» **Requirements**:
Retype all material exactly. Pictures stay out of the copy.

» **Material provided**:
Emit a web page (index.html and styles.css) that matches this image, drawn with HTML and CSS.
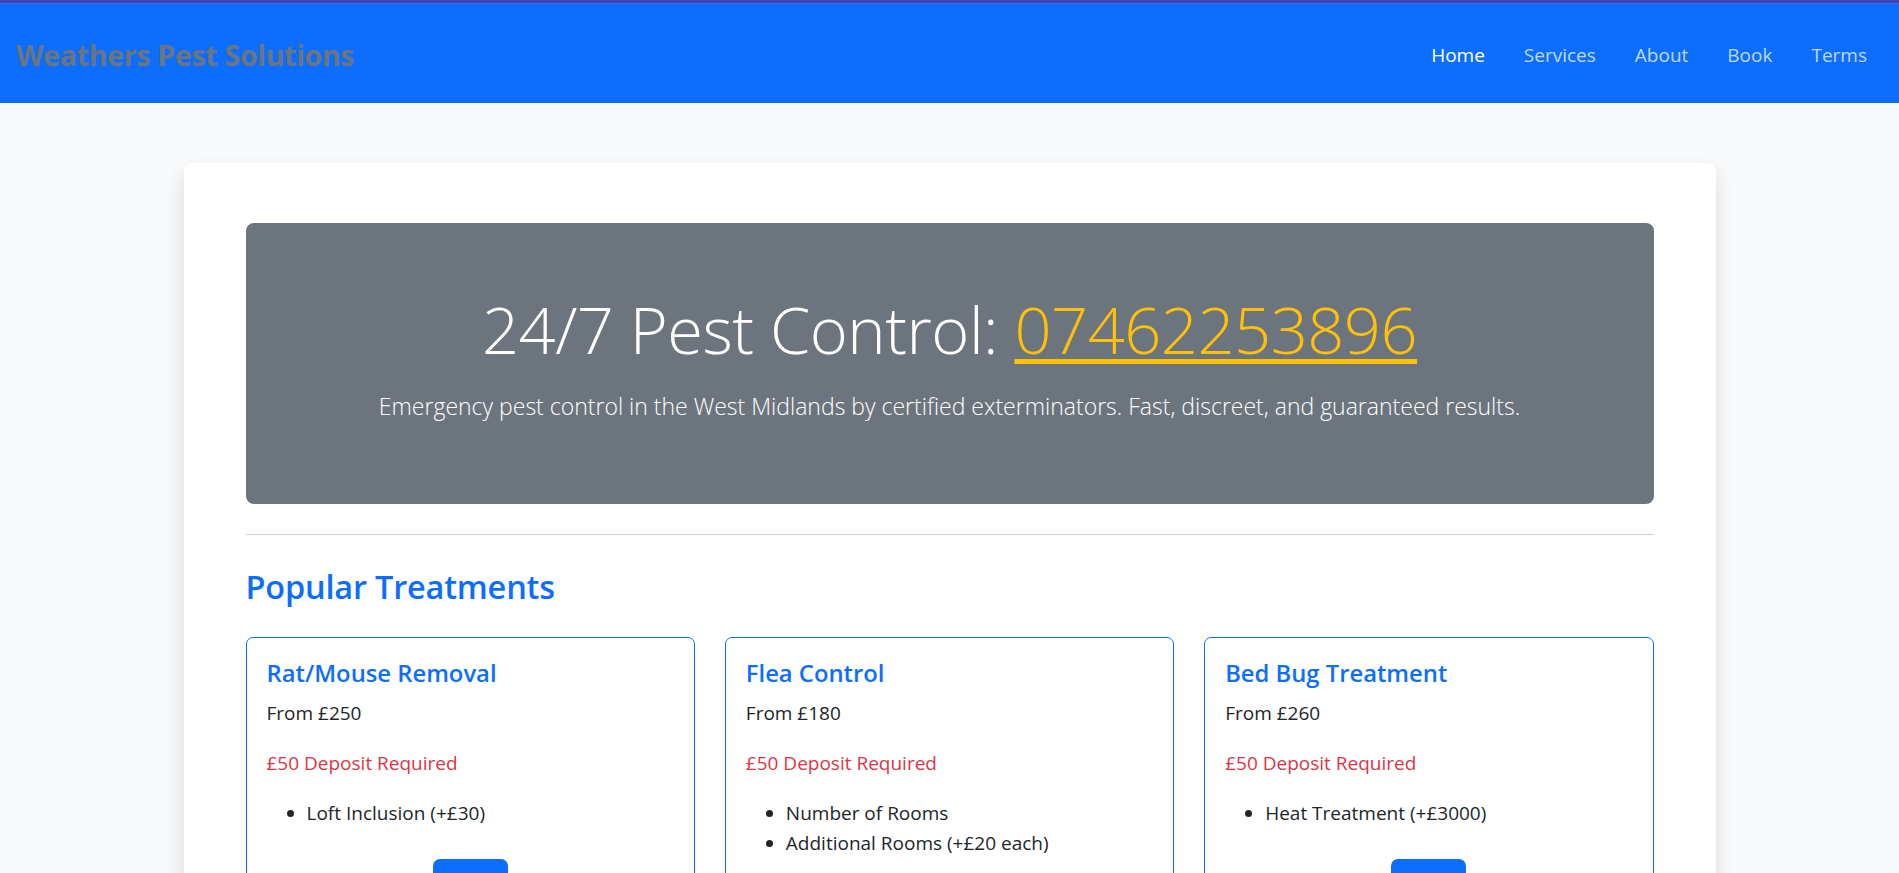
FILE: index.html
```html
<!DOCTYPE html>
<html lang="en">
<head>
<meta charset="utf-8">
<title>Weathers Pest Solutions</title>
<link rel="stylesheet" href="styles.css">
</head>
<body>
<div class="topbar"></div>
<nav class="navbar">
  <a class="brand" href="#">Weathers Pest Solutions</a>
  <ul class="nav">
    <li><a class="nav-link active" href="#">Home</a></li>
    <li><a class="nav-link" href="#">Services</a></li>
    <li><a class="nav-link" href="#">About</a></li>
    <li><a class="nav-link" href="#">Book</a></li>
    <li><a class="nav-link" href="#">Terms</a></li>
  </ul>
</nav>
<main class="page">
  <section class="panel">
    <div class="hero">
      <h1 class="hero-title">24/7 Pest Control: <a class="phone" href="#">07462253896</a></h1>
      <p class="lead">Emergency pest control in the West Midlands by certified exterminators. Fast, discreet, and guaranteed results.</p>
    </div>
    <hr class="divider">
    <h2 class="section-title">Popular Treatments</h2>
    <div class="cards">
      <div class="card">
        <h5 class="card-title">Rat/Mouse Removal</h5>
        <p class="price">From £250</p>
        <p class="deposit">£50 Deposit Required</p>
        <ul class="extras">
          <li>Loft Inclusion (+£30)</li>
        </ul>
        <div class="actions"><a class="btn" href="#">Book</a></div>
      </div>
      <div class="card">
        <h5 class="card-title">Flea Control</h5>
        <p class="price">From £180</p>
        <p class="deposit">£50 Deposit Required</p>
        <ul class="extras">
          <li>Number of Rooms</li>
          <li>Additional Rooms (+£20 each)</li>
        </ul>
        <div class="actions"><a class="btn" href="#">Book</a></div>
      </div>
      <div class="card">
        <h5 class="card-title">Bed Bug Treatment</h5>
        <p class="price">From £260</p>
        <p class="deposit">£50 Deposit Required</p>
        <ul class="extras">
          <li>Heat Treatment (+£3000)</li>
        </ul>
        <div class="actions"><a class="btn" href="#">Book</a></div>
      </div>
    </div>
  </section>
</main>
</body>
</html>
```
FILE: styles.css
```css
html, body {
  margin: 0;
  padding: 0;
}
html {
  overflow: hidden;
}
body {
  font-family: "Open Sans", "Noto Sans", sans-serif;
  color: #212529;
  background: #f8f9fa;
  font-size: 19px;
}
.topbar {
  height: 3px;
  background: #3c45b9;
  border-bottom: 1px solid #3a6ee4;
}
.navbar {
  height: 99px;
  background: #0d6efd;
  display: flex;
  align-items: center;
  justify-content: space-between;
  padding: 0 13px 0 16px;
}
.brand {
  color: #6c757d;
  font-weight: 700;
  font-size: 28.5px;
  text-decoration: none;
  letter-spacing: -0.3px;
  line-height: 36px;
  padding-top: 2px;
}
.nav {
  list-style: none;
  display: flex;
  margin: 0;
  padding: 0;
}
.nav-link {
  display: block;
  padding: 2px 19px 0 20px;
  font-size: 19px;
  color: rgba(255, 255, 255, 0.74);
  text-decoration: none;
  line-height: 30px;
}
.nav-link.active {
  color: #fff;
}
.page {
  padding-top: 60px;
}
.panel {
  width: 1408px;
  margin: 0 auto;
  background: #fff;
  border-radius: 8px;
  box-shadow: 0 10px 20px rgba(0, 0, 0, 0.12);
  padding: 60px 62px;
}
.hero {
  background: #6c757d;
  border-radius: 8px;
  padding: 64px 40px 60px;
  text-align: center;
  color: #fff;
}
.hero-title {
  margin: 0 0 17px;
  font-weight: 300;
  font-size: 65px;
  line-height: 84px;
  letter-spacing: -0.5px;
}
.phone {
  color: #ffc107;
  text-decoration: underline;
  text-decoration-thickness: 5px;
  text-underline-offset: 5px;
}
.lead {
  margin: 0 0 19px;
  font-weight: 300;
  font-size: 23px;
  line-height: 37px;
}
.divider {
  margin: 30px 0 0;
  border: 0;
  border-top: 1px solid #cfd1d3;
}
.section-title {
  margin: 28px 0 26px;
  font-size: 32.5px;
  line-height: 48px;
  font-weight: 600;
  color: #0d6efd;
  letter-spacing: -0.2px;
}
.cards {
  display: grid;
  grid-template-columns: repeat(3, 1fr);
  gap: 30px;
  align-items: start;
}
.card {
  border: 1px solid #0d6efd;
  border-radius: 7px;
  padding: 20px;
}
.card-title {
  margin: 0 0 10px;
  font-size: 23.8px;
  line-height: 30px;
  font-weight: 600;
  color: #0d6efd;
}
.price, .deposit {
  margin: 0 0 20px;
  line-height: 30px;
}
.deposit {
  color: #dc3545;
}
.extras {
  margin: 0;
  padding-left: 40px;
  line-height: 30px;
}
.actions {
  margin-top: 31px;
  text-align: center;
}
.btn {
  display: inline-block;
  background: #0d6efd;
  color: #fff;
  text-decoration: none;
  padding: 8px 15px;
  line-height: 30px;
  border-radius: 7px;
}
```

» **Result below**:
Emit a web page (index.html and styles.css) that matches this image, drawn with HTML and CSS.
FILE: index.html
```html
<!DOCTYPE html>
<html lang="en">
<head>
<meta charset="utf-8">
<title>Weathers Pest Solutions</title>
<link rel="stylesheet" href="styles.css">
</head>
<body>
<div class="topbar"></div>
<nav class="navbar">
  <a class="brand" href="#">Weathers Pest Solutions</a>
  <ul class="nav">
    <li><a class="nav-link active" href="#">Home</a></li>
    <li><a class="nav-link" href="#">Services</a></li>
    <li><a class="nav-link" href="#">About</a></li>
    <li><a class="nav-link" href="#">Book</a></li>
    <li><a class="nav-link" href="#">Terms</a></li>
  </ul>
</nav>
<main class="page">
  <section class="panel">
    <div class="hero">
      <h1 class="hero-title">24/7 Pest Control: <a class="phone" href="#">07462253896</a></h1>
      <p class="lead">Emergency pest control in the West Midlands by certified exterminators. Fast, discreet, and guaranteed results.</p>
    </div>
    <hr class="divider">
    <h2 class="section-title">Popular Treatments</h2>
    <div class="cards">
      <div class="card">
        <h5 class="card-title">Rat/Mouse Removal</h5>
        <p class="price">From £250</p>
        <p class="deposit">£50 Deposit Required</p>
        <ul class="extras">
          <li>Loft Inclusion (+£30)</li>
        </ul>
        <div class="actions"><a class="btn" href="#">Book</a></div>
      </div>
      <div class="card">
        <h5 class="card-title">Flea Control</h5>
        <p class="price">From £180</p>
        <p class="deposit">£50 Deposit Required</p>
        <ul class="extras">
          <li>Number of Rooms</li>
          <li>Additional Rooms (+£20 each)</li>
        </ul>
        <div class="actions"><a class="btn" href="#">Book</a></div>
      </div>
      <div class="card">
        <h5 class="card-title">Bed Bug Treatment</h5>
        <p class="price">From £260</p>
        <p class="deposit">£50 Deposit Required</p>
        <ul class="extras">
          <li>Heat Treatment (+£3000)</li>
        </ul>
        <div class="actions"><a class="btn" href="#">Book</a></div>
      </div>
    </div>
  </section>
</main>
</body>
</html>
```
FILE: styles.css
```css
html, body {
  margin: 0;
  padding: 0;
}
html {
  overflow: hidden;
}
body {
  font-family: "Open Sans", "Noto Sans", sans-serif;
  color: #212529;
  background: #f8f9fa;
  font-size: 19px;
}
.topbar {
  height: 3px;
  background: #3c45b9;
  border-bottom: 1px solid #3a6ee4;
}
.navbar {
  height: 99px;
  background: #0d6efd;
  display: flex;
  align-items: center;
  justify-content: space-between;
  padding: 0 13px 0 16px;
}
.brand {
  color: #6c757d;
  font-weight: 700;
  font-size: 28.5px;
  text-decoration: none;
  letter-spacing: -0.3px;
  line-height: 36px;
  padding-top: 2px;
}
.nav {
  list-style: none;
  display: flex;
  margin: 0;
  padding: 0;
}
.nav-link {
  display: block;
  padding: 2px 19px 0 20px;
  font-size: 19px;
  color: rgba(255, 255, 255, 0.74);
  text-decoration: none;
  line-height: 30px;
}
.nav-link.active {
  color: #fff;
}
.page {
  padding-top: 60px;
}
.panel {
  width: 1408px;
  margin: 0 auto;
  background: #fff;
  border-radius: 8px;
  box-shadow: 0 10px 20px rgba(0, 0, 0, 0.12);
  padding: 60px 62px;
}
.hero {
  background: #6c757d;
  border-radius: 8px;
  padding: 64px 40px 60px;
  text-align: center;
  color: #fff;
}
.hero-title {
  margin: 0 0 17px;
  font-weight: 300;
  font-size: 65px;
  line-height: 84px;
  letter-spacing: -0.5px;
}
.phone {
  color: #ffc107;
  text-decoration: underline;
  text-decoration-thickness: 5px;
  text-underline-offset: 5px;
}
.lead {
  margin: 0 0 19px;
  font-weight: 300;
  font-size: 23px;
  line-height: 37px;
}
.divider {
  margin: 30px 0 0;
  border: 0;
  border-top: 1px solid #cfd1d3;
}
.section-title {
  margin: 28px 0 26px;
  font-size: 32.5px;
  line-height: 48px;
  font-weight: 600;
  color: #0d6efd;
  letter-spacing: -0.2px;
}
.cards {
  display: grid;
  grid-template-columns: repeat(3, 1fr);
  gap: 30px;
  align-items: start;
}
.card {
  border: 1px solid #0d6efd;
  border-radius: 7px;
  padding: 20px;
}
.card-title {
  margin: 0 0 10px;
  font-size: 23.8px;
  line-height: 30px;
  font-weight: 600;
  color: #0d6efd;
}
.price, .deposit {
  margin: 0 0 20px;
  line-height: 30px;
}
.deposit {
  color: #dc3545;
}
.extras {
  margin: 0;
  padding-left: 40px;
  line-height: 30px;
}
.actions {
  margin-top: 31px;
  text-align: center;
}
.btn {
  display: inline-block;
  background: #0d6efd;
  color: #fff;
  text-decoration: none;
  padding: 8px 15px;
  line-height: 30px;
  border-radius: 7px;
}
```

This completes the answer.